Before the commission adjourned to closed session, Uranga addressed the notion that this move wasn’t based on an evaluation, but instead was a part of a coup to unseat someone the public viewed as protector of the environment.

According to other commissioner’s comments that preceded Uranga, the reason why the commission moved to dismiss Lester was for an overall lack of communication and “gag order” that was placed on the commissioners in regard to the media. Uranga joined Vargas and others in denouncing the media coverage leading up to Wednesday’s hearing.

“It’s been very unfair, I have to agree with some of the comments about the media and its perception of transparency and of a ‘coup’” Uranga said. “A coup of what? The last time I defined coup it was a coup of a government or an individual and we’re not doing that. What we’re doing is evaluating the performance of an executive director based on years of evaluations and observation.”

Prior to Wednesday’s hearing that drew hundreds of supporters holding signs reading “More Lester” and “I Support Charles”, and thousands more tuned into a live stream of the meeting, the commission received over 14,000 letters demanding that the move to fire Lester be halted. Lester was unanimously appointed to the position in September 2011 but has faced a recent push from a collection of commissioners who are accused of leading a “coup” to displace Lester.

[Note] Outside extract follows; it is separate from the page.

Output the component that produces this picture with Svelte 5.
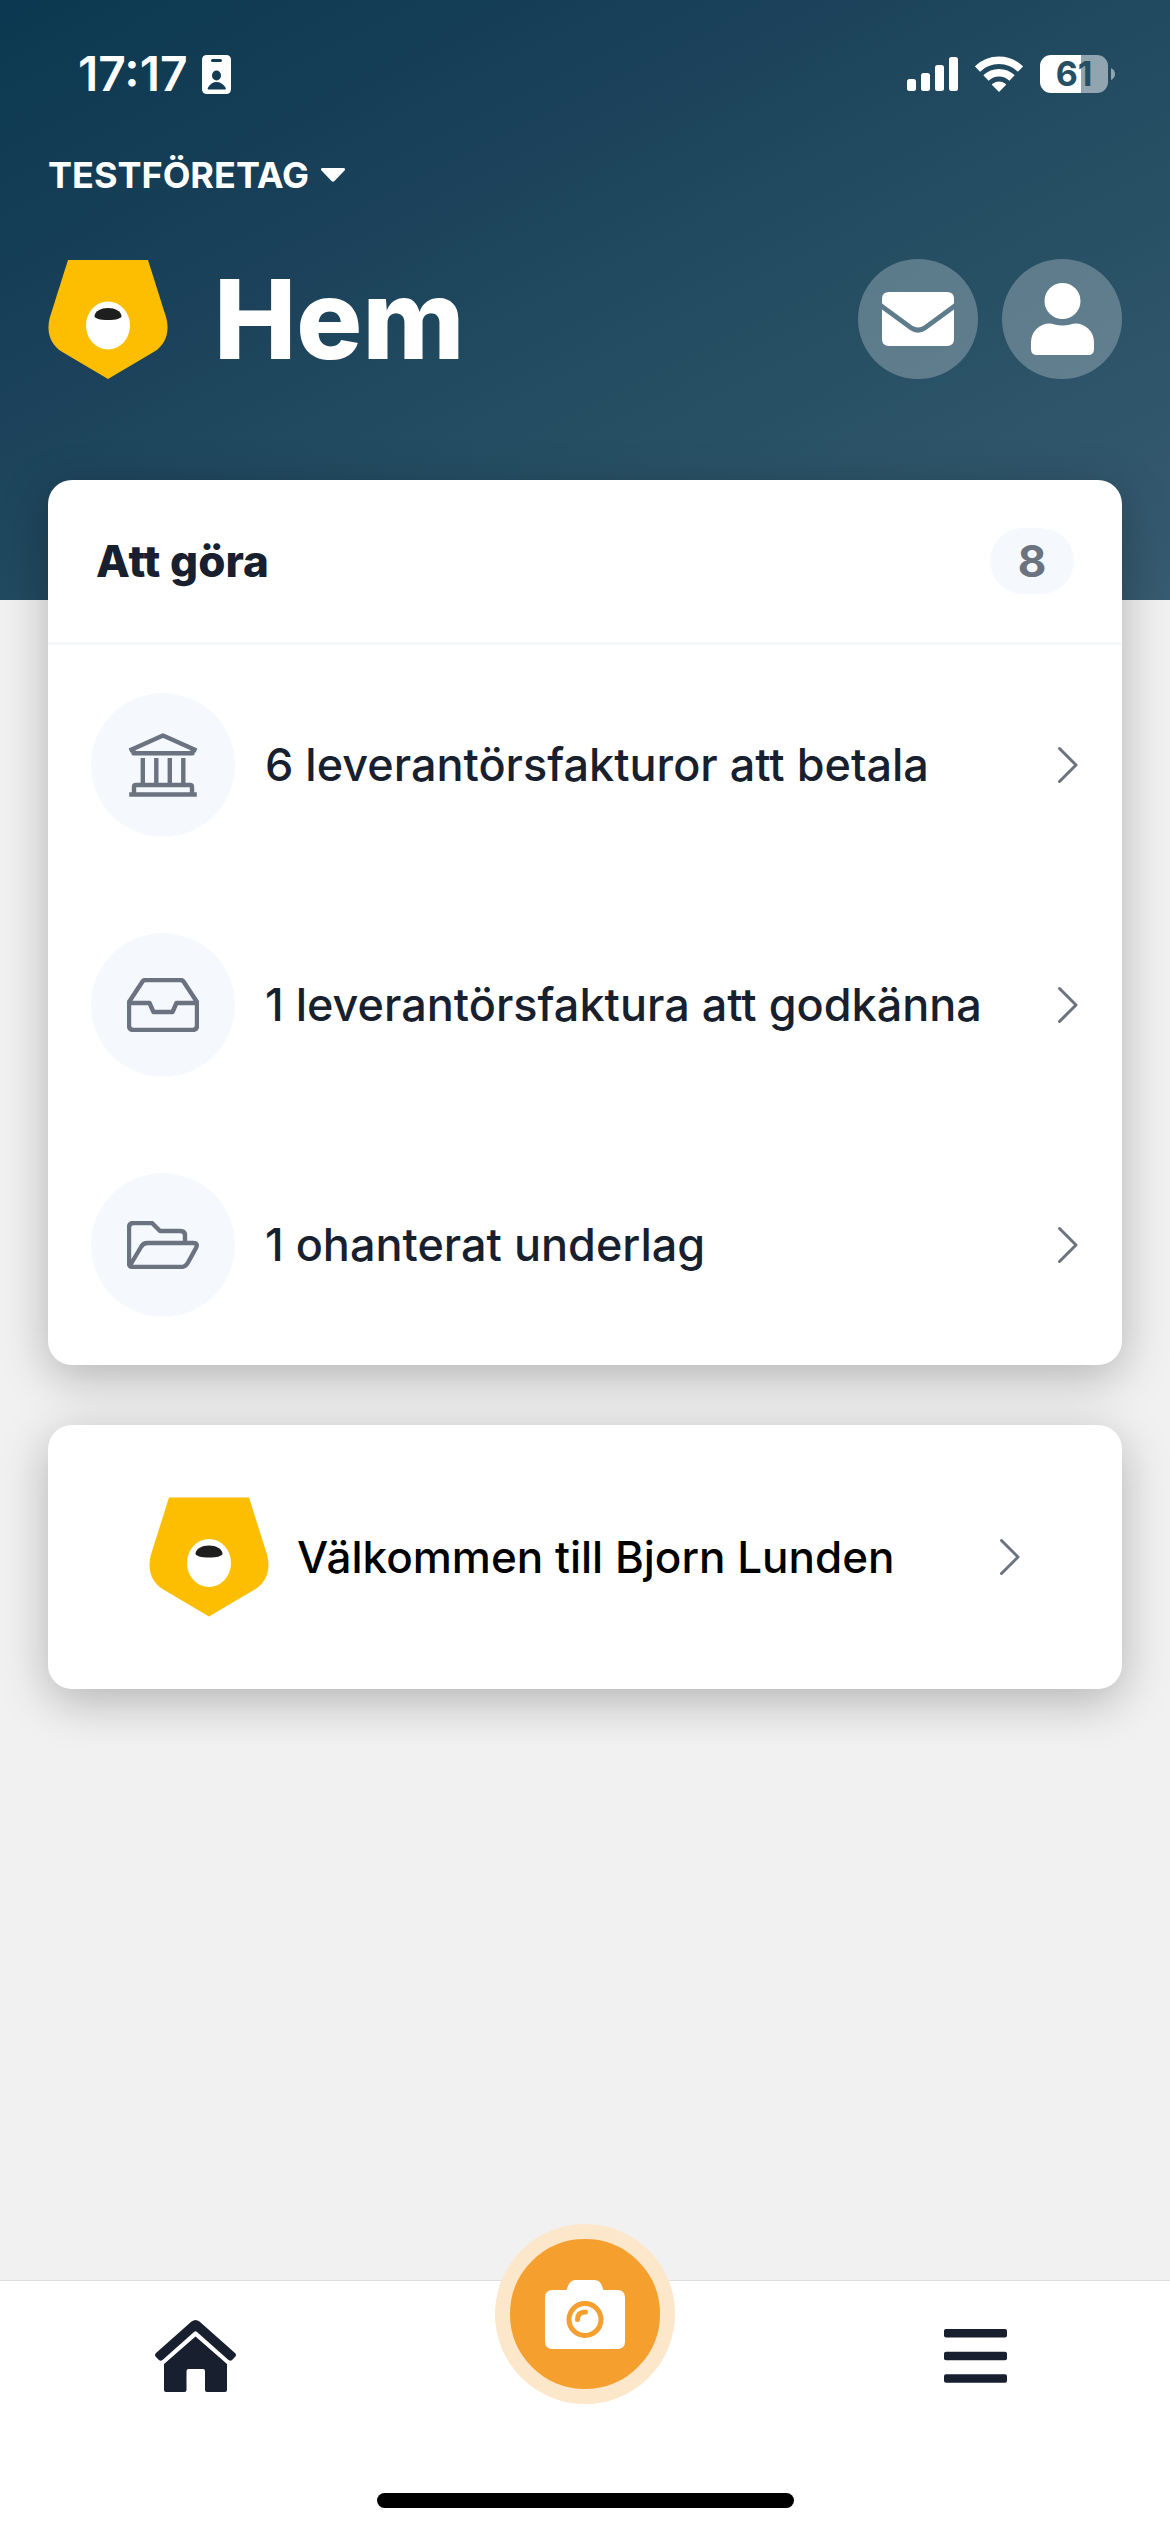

Lester addressed the commission in a letter drafted last week, in which he listed the commission’s accomplishments during his tenure and expressed his desire to continue on as its executive director. Before the the commission convened to closed session to decide how the proceedings would unfold, Lester addressed those who came to speak in his defense.

“When I decided to exercise my right to this hearing, I could not imagine such an overwhelming outpouring of support, and for that I am deeply, deeply humbled,” Lester said. “This occasion reminds us, though, how vitally important the California coast is to all of us.”

The embattled director was the focus of hours of public testimony supporting his continuance as head of the commission that dragged the commission’s deliberations into the late evening hours. He was heralded by members of the public as a protector of the California coast, and as much of a resource to the state as its picturesque shoreline. Speaker after speaker pleaded with the commission to make their conversation public, rather than deciding Lester’s fate behind closed doors.

Among those in attendance to voice those messages were representatives and members of over 70 environmental groups and 35 former commissioners. Lester also received support in written correspondences from O’Donnell and Lowenthal.

“As an Assemblymember representing a coastal district, I am proud to stand with my colleagues in support of our coastline and Dr. Charles Lester,” O’Donnell said in a statement. “I believe replacing Dr. Lester to make the Commission more open to the interests of lobbyists and developers would severely undermine its primary mission to protect our treasured coasts for future generations.”

Lowenthal repeated those concerns, stating on his website that removing Lester could potentially challenge the commission’s legacy, validity and its non-partisan nature. In a letter warning the commission of the ramifications of a potential vote to fire Lester, Lowenthal added that the main tenets of the CCC is to uphold and protect the California coastline, something that he said Lester had done since 2011.

“We are concerned that firing the Executive Director of the Coastal Commission will threaten the non-partisan nature of the Commission’s work and endanger the very laws that have been so successfully upheld over the past decades,” Lowenthal wrote. “We are concerned about any actions that would politicize Commission staff and subsequently risk the legacy and validity of the Commission. We urge you to keep these concerns in mind when the Commission meets on February 10th.”

However, before the commission eventually voted to take the final decision behind closed doors, several members of the commission chided the media for a “misleading narrative” that stated Lester represented the good, and the group of commissioners looking to unseat him from his director position were the evil controlled by private interests that sought to develop the California coast with immunity. Instead, they characterized the call for his dismissal as purely tied to his performance as a leader and his failure to properly communicate basic facts and policies with the rest of the commission.

“Some of you now are convinced that we are behind a sinister plot to betray everything we’ve sworn to protect,” Vargas said. “This is not a decision that we’ve come to rashly or suddenly, but after years of review with the executive director. The deliberation is made harder because of the current media campaign that completely mischaracterizes the issue at hand and mislead the public.” 

The closing remarks by Lester ended the marathon day that unanimously characterized him as an honest and diligent defender of the environment and of the state’s precious coast. Lester said that it was a privilege to serve the commission for the last four and a half years, calling the amount of engagement on display Wednesday afternoon a “silver lining” that had energized him before the crowd’s mixture of applause and anger drowned out the commission’s closing gavel.

Above, left: Screenshot of Dr. Charles Lester during yesterday’s California Coastal Commission hearing, which ended in his firing. 

This story was updated at 11:17AM with an official comment from Assemblymember Patrick O’Donnell.